Wise words from the Little Professor on “dealing with professors“. My favourites:

3. If you want to know the assignment for the next day’s reading, please look at the syllabus. That’s why it’s there.

and

8. Do not ask your professor “Did I miss anything?” or “Will I miss anything?” or “Is there something important we’re going to talk about?” Just don’t.

Actually, I often have a version of #8 right there in my course syllabus…along with the list of books for the class, deadlines for assignments, my office hours, my policies on late assignments and missed classes, my mother’s maiden name, my home phone number…OK, not the last two, but I do work hard to put everything you need to know about the course in the syllabus, so really my basic advice would just be:

Before you ask me anything at all, read your syllabus carefully.

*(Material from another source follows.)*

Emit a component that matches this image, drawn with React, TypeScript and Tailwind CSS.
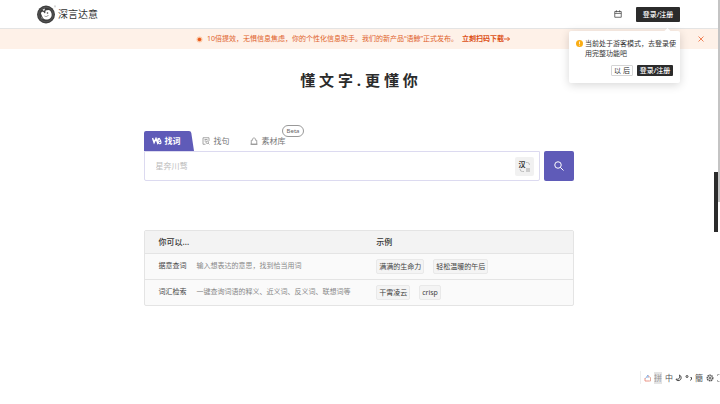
import type { ReactNode } from "react";

const rows = [
  {
    name: "据意查词",
    text: "输入想表达的意思，找到恰当用词",
    samples: ["满满的生命力", "轻松温暖的午后"],
  },
  {
    name: "词汇检索",
    text: "一键查询词语的释义、近义词、反义词、联想词等",
    samples: ["干霄凌云", "crisp"],
  },
];

function Logo() {
  return (
    <svg viewBox="0 0 38 38" className="h-[19px] w-[19px]" aria-hidden="true">
      <circle cx="18" cy="19" r="18" fill="#3f3f3f" />
      <circle cx="18" cy="19" r="14.5" fill="none" stroke="#6d6d6d" strokeWidth="1" />
      <path
        d="M8 17c0-3 3-4 5-3l3 3 1-3c-1-2 1-4 3-3 3-2 7 0 8 3 2 4 2 9-1 12-4 4-11 4-14 1-2-2-3-5-5-10z"
        fill="#fff"
      />
      <path d="M11 9l4-2 1 3-3 2zM8 22l3 5-1 1z" fill="#ddd" />
      <circle cx="21" cy="16" r="1.6" fill="#3f3f3f" />
      <path d="M15 22c3 2 6 1 8-2" fill="none" stroke="#777" strokeWidth="1.5" />
      <path d="M34 2h4M36 2v3" stroke="#aaa" strokeWidth="1" />
    </svg>
  );
}

function CalendarIcon() {
  return (
    <svg viewBox="0 0 16 16" className="h-2 w-2" fill="none" stroke="#4a4a4a" strokeWidth="1.6" aria-hidden="true">
      <path d="M1.5 3h13v11.5h-13zM1.5 6.8h13M4.8 0.5v4M11.2 0.5v4" />
    </svg>
  );
}

function WordIcon() {
  return (
    <svg viewBox="0 0 20 16" className="h-2 w-2.5" fill="none" stroke="#fff" strokeWidth="3" aria-hidden="true">
      <path d="M1 2l3.2 9L8 3l3 8 2-9" />
      <circle cx="15.5" cy="11" r="2.6" strokeWidth="2.2" />
      <path d="M14 2l4 7" strokeWidth="2.4" />
    </svg>
  );
}

function SentenceIcon() {
  return (
    <svg viewBox="0 0 16 16" className="h-2 w-2" fill="none" stroke="#8a8a8a" strokeWidth="1.5" aria-hidden="true">
      <path d="M14 8V1.5H2v13h5M5 5h6M5 8h3" />
      <circle cx="10.5" cy="10.5" r="2.5" />
      <path d="M12.3 12.3l2.5 2.5" />
    </svg>
  );
}

function LibraryIcon() {
  return (
    <svg viewBox="0 0 16 16" className="h-2 w-2" fill="none" stroke="#8a8a8a" strokeWidth="1.6" aria-hidden="true">
      <path d="M2.5 14.5V6.5H5C5 3.5 6.5 1.5 8 1.5s3 2 3 5h2.5v8z" />
      <path d="M1 14.5h14" />
    </svg>
  );
}

function Chip({ children }: { children: ReactNode }) {
  return (
    <button className="h-[15px] rounded-[2px] border border-[#e9e9e9] bg-[#f4f4f4] px-[2px] text-[7px] leading-[13px] text-[#444]">
      {children}
    </button>
  );
}

function Header() {
  return (
    <header className="relative flex h-[29px] items-center justify-between border-b border-[#e4e4e4] pr-[38px] pl-[37px]">
      <a href="#" className="flex items-center gap-[2px] text-[10px] leading-[14px] text-[#333]">
        <Logo />
        深言达意
      </a>
      <div className="flex items-center gap-[14px]">
        <button aria-label="日历">
          <CalendarIcon />
        </button>
        <button className="h-[15px] w-11 rounded-[1px] bg-[#2b2b2b] text-[7px] leading-[15px] font-medium text-white">
          登录/注册
        </button>
      </div>
      <LoginTip />
    </header>
  );
}

function LoginTip() {
  return (
    <div
      role="dialog"
      aria-label="登录提示"
      className="absolute top-[31px] right-[38px] z-10 w-[111px] rounded-[2px] bg-white pt-2 pb-[7px] shadow-[0_2px_10px_rgba(0,0,0,0.16)]"
    >
      <span className="absolute -top-[2px] right-[10px] h-[5px] w-[5px] rotate-45 bg-white" />
      <div className="flex gap-[2px] pl-[7px]">
        <svg viewBox="0 0 14 14" className="mt-[1px] h-[7px] w-[7px] shrink-0" aria-hidden="true">
          <circle cx="7" cy="7" r="7" fill="#faad14" />
          <path d="M7 3v5M7 9.4v1.8" stroke="#fff" strokeWidth="1.6" />
        </svg>
        <p className="text-[7px] leading-[10px] whitespace-nowrap text-[#333]">
          当前处于游客模式，去登录使
          <br />
          用完整功能吧
        </p>
      </div>
      <div className="mt-[6px] flex justify-end gap-1 pr-[7px]">
        <button className="h-[11px] w-[22px] rounded-[1px] border border-[#d5d5d5] text-[7px] leading-[9px] text-[#333]">
          以 后
        </button>
        <button className="h-[11px] w-9 rounded-[1px] bg-[#2b2b2b] text-[7px] leading-[11px] font-medium text-white">
          登录/注册
        </button>
      </div>
    </div>
  );
}

function Banner() {
  return (
    <div className="flex h-5 items-center bg-[#fef1e8] pr-[14px] pl-2 text-[7px] leading-[10px] whitespace-nowrap text-[#e0622b]">
      <div className="flex flex-1 items-center justify-center gap-1">
        <svg viewBox="0 0 14 14" className="h-[7px] w-[7px]" aria-hidden="true">
          <circle cx="7" cy="7" r="6" fill="#fbc9a8" />
          <circle cx="7" cy="7" r="3.6" fill="#ea5a1c" />
        </svg>
        <span>10倍提效，无惧信息焦虑，你的个性化信息助手。我们的新产品“语鲸”正式发布。</span>
        <a href="#" className="flex items-center font-bold text-[#dc4f14]">
          立刻扫码下载
          <svg viewBox="0 0 12 12" className="h-[6px] w-[6px]" fill="none" stroke="#dc4f14" strokeWidth="1.8" aria-hidden="true">
            <path d="M0 6h11M7 2l4 4-4 4" />
          </svg>
        </a>
      </div>
      <button aria-label="关闭">
        <svg viewBox="0 0 12 12" className="h-[6px] w-[6px]" stroke="#ee7648" strokeWidth="1.8" aria-hidden="true">
          <path d="M1 1l10 10M11 1L1 11" />
        </svg>
      </button>
    </div>
  );
}

function Search() {
  return (
    <section>
      <nav className="flex h-5 items-center text-[8px] leading-3 text-[#777]">
        <button className="relative flex h-5 w-[50px] items-center pl-2 font-bold text-white">
          <svg viewBox="0 0 50 20" className="absolute inset-0 h-5 w-[50px]" aria-hidden="true">
            <path d="M0 20V2q0-2 2-2h43q2 0 2.300 2L50 20z" fill="#5f5bb8" />
          </svg>
          <span className="relative flex items-center gap-[3px]">
            <WordIcon />
            找词
          </span>
        </button>
        <button className="ml-2 flex items-center gap-1">
          <SentenceIcon />
          找句
        </button>
        <button className="relative ml-5 flex items-center gap-1">
          <LibraryIcon />
          素材库
          <span className="absolute -top-[10px] left-8 h-3 rounded-full border border-[#999] bg-white px-1 text-[6px] leading-[10px] text-[#666]">
            Beta
          </span>
        </button>
      </nav>
      <form className="flex h-[30px] gap-1" onSubmit={(e) => e.preventDefault()}>
        <div className="flex flex-1 items-center rounded-b-[2px] border border-[#dcdaf0] bg-white pr-[5px] pl-[11px]">
          <input
            aria-label="找词"
            placeholder="星奔川骛"
            className="min-w-0 flex-1 text-[8px] leading-3 outline-none placeholder:text-[#bdbdbd]"
          />
          <button type="button" aria-label="切换语言" className="relative h-[19px] w-[19px] rounded-[2px] bg-[#f1f1f1] text-[#333]">
            <span className="absolute top-[4px] left-[3px] text-[7px] leading-[8px] font-bold">汉</span>
            <svg viewBox="0 0 19 19" className="h-[19px] w-[19px]" fill="none" stroke="#bbb" aria-hidden="true">
              <path d="M11 5.500h1.500q2 0 2 2.500M5 12q0 2.500 2.500 2.500H9" />
              <rect x="11.500" y="11.500" width="3" height="3" fill="#ccc" stroke="#ccc" />
            </svg>
          </button>
        </div>
        <button aria-label="搜索" className="flex w-[30px] items-center justify-center rounded-[2px] bg-[#5f5bb8]">
          <svg viewBox="0 0 20 20" className="h-[10px] w-[10px]" fill="none" stroke="#fff" strokeWidth="2" aria-hidden="true">
            <circle cx="8" cy="8" r="6.5" />
            <path d="M12.500 12.500L19 19" />
          </svg>
        </button>
      </form>
    </section>
  );
}

function Guide() {
  return (
    <div className="mt-[49px] overflow-hidden rounded-[2px] border border-[#e4e4e4] bg-[#fafafa]">
      <table className="w-full table-fixed text-left">
        <thead>
          <tr className="h-[22px] bg-[#f3f3f3] text-[8px] leading-3 text-[#333]">
            <th className="w-[54%] pl-[14px] font-medium">你可以...</th>
            <th className="font-medium">示例</th>
          </tr>
        </thead>
        <tbody>
          {rows.map((row) => (
            <tr key={row.name} className="h-[26px] border-t border-[#e4e4e4] text-[7px] leading-[10px]">
              <td className="pl-[14px] whitespace-nowrap">
                <span className="text-[#444]">{row.name}</span>
                <span className="ml-[10px] text-[#888]">{row.text}</span>
              </td>
              <td>
                <div className="flex gap-[9px]">
                  {row.samples.map((s) => (
                    <Chip key={s}>{s}</Chip>
                  ))}
                </div>
              </td>
            </tr>
          ))}
        </tbody>
      </table>
    </div>
  );
}

function InputBar() {
  return (
    <div className="fixed right-0 bottom-5 flex h-[13px] items-center gap-[2px] border-l border-[#eee] bg-white pl-[3px] text-[8px] leading-3 text-[#555]">
      <svg viewBox="0 0 16 16" className="h-2 w-2" fill="none" strokeWidth="1.8" aria-hidden="true">
        <path d="M3 9l5-7v6" stroke="#7aa7e0" />
        <path d="M2 8v6h8" stroke="#e98b7c" />
        <path d="M8 4l5 3v7h-3" stroke="#e3a090" />
      </svg>
      <span className="bg-[#e4e4e4] text-[#999]">拼</span>
      <span className="ml-[1px]">中</span>
      <svg viewBox="0 0 16 16" className="h-2 w-2" fill="none" stroke="#444" strokeWidth="2" aria-hidden="true">
        <path d="M9 2c5 3 4 10-1 11-3 1-6-1-6-3 5 2 9-2 7-8z" />
      </svg>
      <svg viewBox="0 0 16 16" className="h-2 w-2" fill="none" stroke="#444" strokeWidth="2" aria-hidden="true">
        <circle cx="4" cy="5" r="2" />
        <path d="M11 7h2v3l-2 3" />
      </svg>
      <span>簡</span>
      <svg viewBox="0 0 16 16" className="ml-[1px] h-2 w-2" fill="none" stroke="#555" aria-hidden="true">
        <circle cx="8" cy="8" r="5.500" strokeWidth="3" strokeDasharray="3 1" />
        <circle cx="8" cy="8" r="2" strokeWidth="2" />
      </svg>
      <svg viewBox="0 0 6 16" className="ml-[1px] h-2 w-[3px]" fill="none" stroke="#aaa" strokeWidth="2" aria-hidden="true">
        <path d="M1 4V1h4M1 12v3h4" />
      </svg>
    </div>
  );
}

export default function App() {
  return (
    <div className="min-h-screen bg-white pr-[2px] font-['Noto_Sans','Noto_Sans_CJK_SC',sans-serif]" lang="zh-CN">
      <Header />
      <Banner />
      <main className="mx-auto w-3/5">
        <h1 className="mt-5 mb-[40px] text-center text-[15px] leading-[22px] font-bold text-[#2b2b2b]">
          懂 文 字 . 更 懂 你
        </h1>
        <Search />
        <Guide />
      </main>
      <InputBar />
      <div className="fixed top-0 right-0 h-1/2 w-[2px] bg-[#c4c4c4]" />
      <div className="fixed top-[172px] right-[2px] h-[60px] w-1 bg-[#2b2b2b]" />
    </div>
  );
}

And since it’s posted on WebCT, it doesn’t matter if you left your copy on the bus, or your dog ate it, or you don’t think I gave you a copy last class: you can find it 24/7.

(This posting is dedicated to the anonymous student who complained in my course evaluations last year that whenever s/he asked me a question, I always said “go look in your syllabus.” In case you ever read this, there’s a relevant saying that is something about giving someone a fish vs. teaching them to fish…)

Blogging Trollope II

The further I read (and I’m now about 2/3 through, which is no small feat, let me tell you), the more I am enjoying thinking about how He Knew He Was Right would play off against the other novels I have in mind for my class. It’s a seminar on the Victorian ‘woman question,’ and I have taught it several times before, always with a reading list that includes a fair mix of poetry, fiction, and non-fiction prose. I have always thought (and the students have always seemd to agree) that it has been successful, and discussion has always been vigorous, but I decided it was time for a change, and so this time I’m focusing on novels, and in particular on novels that follow couples past the ‘matrimonial barrier.’ That means I’ll keep The Tenant of Wildfell Hall and The Odd Women, two of my favourites, but I’m going to replace The Mill on the Floss with Middlemarch and (I’m now thinking) bring in HKHWR…and maybe East Lynne also, for a more ‘sensational’ take. I’m finding HKHWR has a lot of links to The Odd Women in particular, starting with the obvious similarity of an excess of female characters. The notes to my edition of HKHWR suggest links between Priscilla Stanbury and Dorothea in Middlemarch; at the moment I don’t really see it, but I’m interested in the possibility. East Lynne has an actual infidelity that would provide an interesting comparison with the suspected offense in Trollope’s much more literal (and yet, in many ways, ‘sensational’) novel. If the students don’t get completely overwhelmed with the reading load, this could be a lot of fun. (That does seem like a big ‘if’ at this point. Well, I haven’t actually ordered the books yet, so there’s time to pull back.)

Dragging through the Classics

In one of many essays occasioned by the release of the final Harry Potter instalment, Ron Charles at the Washington Post remarks,

As I look back on my dozen years of teaching English, I wish I’d spent less time dragging my students through the classics and more time showing them how to strike out on their own and track down new books they might enjoy. Without some sense of where to look and how to look, is it any wonder that most people who want to read fiction glom onto a few bestsellers that everybody’s talking about?

As I look back on my own dozen years of teaching English, I’d like to think that while dragging my students through the classics may not have taught them where and how to look for new books, it has taught them a lot about what to look for when they actually sit down to read–and maybe also raised the bar for the kind of books they enjoy. That said, I agree that English teachers should encourage their students to see the work they do in class as preparation for a future in which, for most of them, there will be no more “required” reading. For those who need help when they do strike out on their own, John Sutherland’s How to Read a Novel provides some useful, if idiosyncratic, advice.